Designing is not just about the visuals and aesthetics but is a way to engage with people and share a story.

Vedika Savalani

Tell us about yourself and your work.

The question of where I’m from has a complicated answer. I am Indian, but I was born in Taiwan and grew up in China where I went to an American high school. My entire life I have been surrounded by different cultures and stories that have creatively inspired me from a young age. When I grew older I fell into the world of design and never looked back. But storytelling was my first love.

My favorite thing to do when I was a kid was to go to the movies. It may seem simple, but living in the great firewall of China came with its challenges. I loved going to the movies because of what it showed me through storytelling. I was introduced to new worlds, perspectives, and possibilities. As a designer, I try to create a narrative in my work that best engages the audience and fulfills the purpose of the design.

One of my first professors at SCAD always reiterated that designing is not just a creative outlet but also a service. And I didn’t truly understand why till recently. At the start of the pandemic, I was diagnosed with leukemia. I have now completed treatment and am in remission. However, through that experience I learned that designing is not just about the visuals and aesthetics but is a way to engage with people and share a story.

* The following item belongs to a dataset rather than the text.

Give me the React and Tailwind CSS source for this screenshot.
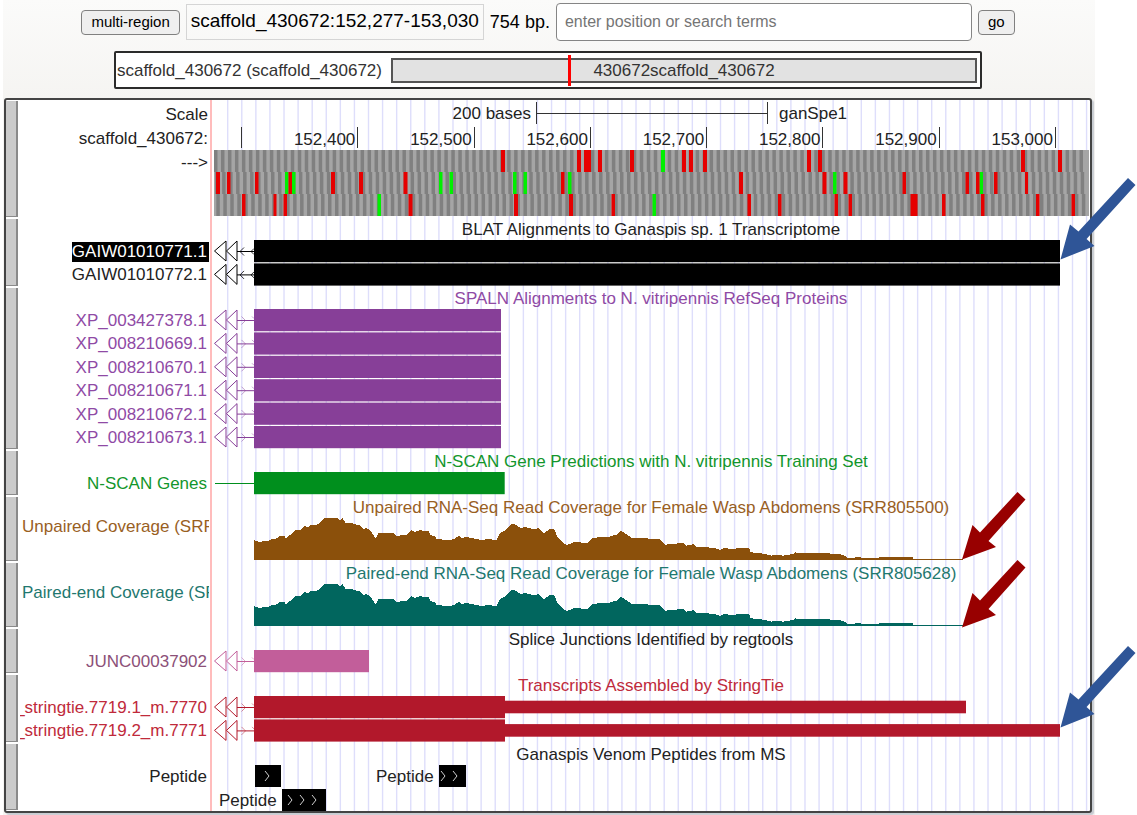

What agency or designer inspires you?

Emily Oberman is a designer I have always looked up to. When I first learned about Pentagram, I found a talk she did about how all good design has a level of wit. And that is something I try to take with me whenever I am creating anything. It reminds me to have intention behind everything and not to take things too seriously. Which helps with life in general as well.

What is your ideal job at the end of school?

Design and film are two things I would love to continue to do outside of school. Right now, I would love to find an opportunity that lends itself to both. Whether it’s working at an agency that specializes in film marketing or on the design team at a production company. However, my dream job further down the line would be to work on the film marketing team at A24.

How do you deal with creative blocks?

I am a very food motivated person. Many times when I am stuck it’s simply because I haven’t eaten yet. But when it’s not, I get up from my desk and avoid thinking about what I am working on. What I do in that time is random and depends on the day, but coming back to things with a fresh mind and fresh pair of eyes always helps me.

If you could interview any creative, who would it be?

Karin Fong is someone I have always wanted to interview. The work she has done and what she has accomplished at Imaginary Forces is nothing short of legendary. I would love to ask her about her career and how she’s navigated it. And pick her brain about her creative process and how she conceptualizes the amazing title sequences she creates.

How do you want people to remember your work?

I want my work to tell a relatable story that draws people in. I want it to feel human so people can engage with it and connect with the message being delivered.

If you had to rebrand a logo which one would it be and why?

I used to work at Lush as a sales assistant back in Hong Kong. From that experience, I felt their branding system didn’t aligned with the brand’s personality. And fortunately I had the opportunity to design a new visual system for them for one of my classes.